We went on to do several easier climbs before packing up around 8:15 (gotta love these long days). Jona hiked back to the hostel. I ran into town (about 1 hour) to sit on the curb outside Hotel Cassitel, whose managers don’t know how to secure a wireless network. I left my mom a voicemail letting her know I wasn’t dead, sent something inane to Twitter, and a badly typoed email to Becky with Jona’s love before his phone died.
Walking back to the hostel, I overtook a ridge and was stunned as the full moon, rising over a calanque, hit me like a spot light. I walked back in the brilliant moonlight, with my stark shadow keeping pace.

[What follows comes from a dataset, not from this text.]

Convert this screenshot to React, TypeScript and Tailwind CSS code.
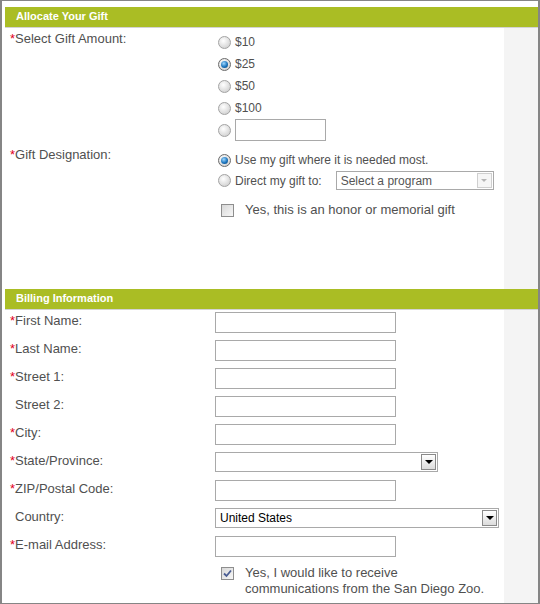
import React from "react";

const Radio = ({ checked = false }: { checked?: boolean }) => (
  <span
    className={`inline-flex h-[13px] w-[13px] shrink-0 items-center justify-center rounded-full border ${
      checked ? "border-[#6b6b6b]" : "border-[#a3a3a3]"
    } bg-[radial-gradient(circle_at_40%_35%,#ffffff,#d2d2d2_80%)]`}
  >
    {checked && (
      <span className="h-[7px] w-[7px] rounded-full bg-[radial-gradient(circle_at_40%_35%,#9fd8ff,#1b74bd_55%,#0b3f70)]" />
    )}
  </span>
);

const Checkbox = ({ checked = false }: { checked?: boolean }) => (
  <span className="inline-flex h-[13px] w-[13px] shrink-0 items-center justify-center border border-[#8e8e8e] bg-[linear-gradient(135deg,#d8d8d8,#f7f7f7)]">
    {checked && (
      <svg width="9" height="9" viewBox="0 0 9 9">
        <path d="M1 4.5 L3.5 7 L8 1.5" fill="none" stroke="#4a5d93" strokeWidth="1.8" />
      </svg>
    )}
  </span>
);

const SelectBox = ({
  text,
  width,
  height,
  disabled = false,
}: {
  text: string;
  width: string;
  height: string;
  disabled?: boolean;
}) => (
  <div
    className={`flex items-center justify-between border border-[#a9a9a9] bg-white pl-[4px] pr-[1px] ${width} ${height}`}
  >
    <span className={disabled ? "text-[12px] text-[#555]" : "text-[12px] text-black"}>{text}</span>
    {disabled ? (
      <span className="flex h-[15px] w-[15px] items-center justify-center border border-[#cfcfcf] bg-[#f6f6f6]">
        <span className="h-0 w-0 border-x-[3px] border-t-[3px] border-x-transparent border-t-[#b5b5b5]" />
      </span>
    ) : (
      <span className="flex h-[16px] w-[15px] items-center justify-center border border-[#8a8a8a] bg-[linear-gradient(#ffffff,#dcdcdc)]">
        <span className="h-0 w-0 border-x-[4px] border-t-[4px] border-x-transparent border-t-black" />
      </span>
    )}
  </div>
);

const Label = ({ text, required = true }: { text: string; required?: boolean }) => (
  <div className="w-[205px] shrink-0 leading-[16px]">
    {required ? <span className="text-[#e2001a]">*</span> : <span className="inline-block w-[5px]" />}
    {text}
  </div>
);

const Header = ({ title }: { title: string }) => (
  <div className="flex h-[21px] items-center border-b border-[#d3d3d3] bg-[#aabd24] pb-[1px] pl-[11px] text-[11px] font-bold text-white">
    {title}
  </div>
);

const TextInput = ({ width = "w-[181px]" }: { width?: string }) => (
  <div className={`mt-[2px] h-[21px] border border-[#a9a9a9] bg-white ${width}`} />
);

const amounts = ["$10", "$25", "$50", "$100"];

const billing: { label: string; required: boolean; kind: "input" | "state" | "country" }[] = [
  { label: "First Name:", required: true, kind: "input" },
  { label: "Last Name:", required: true, kind: "input" },
  { label: "Street 1:", required: true, kind: "input" },
  { label: "Street 2:", required: false, kind: "input" },
  { label: "City:", required: true, kind: "input" },
  { label: "State/Province:", required: true, kind: "state" },
  { label: "ZIP/Postal Code:", required: true, kind: "input" },
  { label: "Country:", required: false, kind: "country" },
  { label: "E-mail Address:", required: true, kind: "input" },
];

export default function App() {
  return (
    <div className="flex h-[604px] w-[540px] flex-col border-x-2 border-y border-[#858585] bg-white pl-[3px] pt-[6px] font-['Liberation_Sans',Arial,sans-serif] text-[13px] text-[#505050]">
      <Header title="Allocate Your Gift" />
      <div className="flex h-[261px]">
        <div className="flex-1 pl-[5px] pt-[3px]">
          <div className="flex">
            <Label text="Select Gift Amount:" />
            <div className="flex flex-col text-[12px]">
              {amounts.map((a) => (
                <div key={a} className="flex h-[22px] items-center gap-[4px] pl-[3px]">
                  <Radio checked={a === "$25"} />
                  <span>{a}</span>
                </div>
              ))}
              <div className="flex h-[22px] items-center gap-[4px] pl-[3px]">
                <Radio />
                <div className="h-[22px] w-[91px] border border-[#a9a9a9] bg-white" />
              </div>
            </div>
          </div>

          <div className="mt-[6px] flex">
            <Label text="Gift Designation:" />
            <div className="flex flex-col pt-[3px]">
              <div className="flex h-[20px] items-center gap-[4px] pl-[3px] text-[12px]">
                <Radio checked />
                <span>Use my gift where it is needed most.</span>
              </div>
              <div className="flex h-[21px] items-center gap-[4px] pl-[3px] text-[12px]">
                <Radio />
                <span>Direct my gift to:</span>
                <div className="ml-[10px]">
                  <SelectBox text="Select a program" width="w-[158px]" height="h-[19px]" disabled />
                </div>
              </div>
              <div className="mt-[10px] flex h-[18px] items-center gap-[11px] pl-[6px]">
                <Checkbox />
                <span>Yes, this is an honor or memorial gift</span>
              </div>
            </div>
          </div>
        </div>
        <div className="w-[34px] bg-[#f4f4f4]" />
      </div>

      <Header title="Billing Information" />
      <div className="flex flex-1">
        <div className="flex-1 pl-[5px]">
          {billing.map((row) => (
            <div key={row.label} className="flex h-[28px] items-start">
              <div className="pt-[3px]">
                <Label text={row.label} required={row.required} />
              </div>
              {row.kind === "input" && <TextInput />}
              {row.kind === "state" && (
                <div className="mt-[2px]">
                  <SelectBox text="" width="w-[223px]" height="h-[20px]" />
                </div>
              )}
              {row.kind === "country" && (
                <div className="mt-[2px]">
                  <SelectBox text="United States" width="w-[284px]" height="h-[20px]" />
                </div>
              )}
            </div>
          ))}
          <div className="flex">
            <div className="w-[205px] shrink-0" />
            <div className="flex items-start gap-[11px] pl-[6px]">
              <div className="mt-[2px]">
                <Checkbox checked />
              </div>
              <div className="pt-[3px] leading-[16px]">
                Yes, I would like to receive
                <br />
                communications from the San Diego Zoo.
              </div>
            </div>
          </div>
        </div>
        <div className="w-[34px] bg-[#f4f4f4]" />
      </div>
    </div>
  );
}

Back in the comfort of the hostel, Jona was sitting in front of a fire, conversing with (and drinking the wine of) a German woman who was about the age of our parents. We were both enamored with her, and agreed that she was most likely a muse sent down to guide such misguided humans as ourselves. She had the most wonderfully welcoming smile. We listened to her stories: she had first found the hostel while hitchiking at the age of 17, and had returned every year since. She said the place was “famous for its light”. When Jean-Pierre came around to close the lights at 11:30, our German friend told us with a wink that the party would continue outside. We sat on the patio outside, watching the moon and its reflection over the ocean, drinking biologique wine, and talking for a while before I begged Jona to let me fall asleep after our long day. And so we did.
And that was Tuesday.
1)Lead climbing is scary because you’re often above your “protection” — the point that the rope is strung through and that catches you when you fall.
2) I apologize if these ratings mean nothing to you — I don’t know who reads my blog. The point is, it was a fucking hard climb.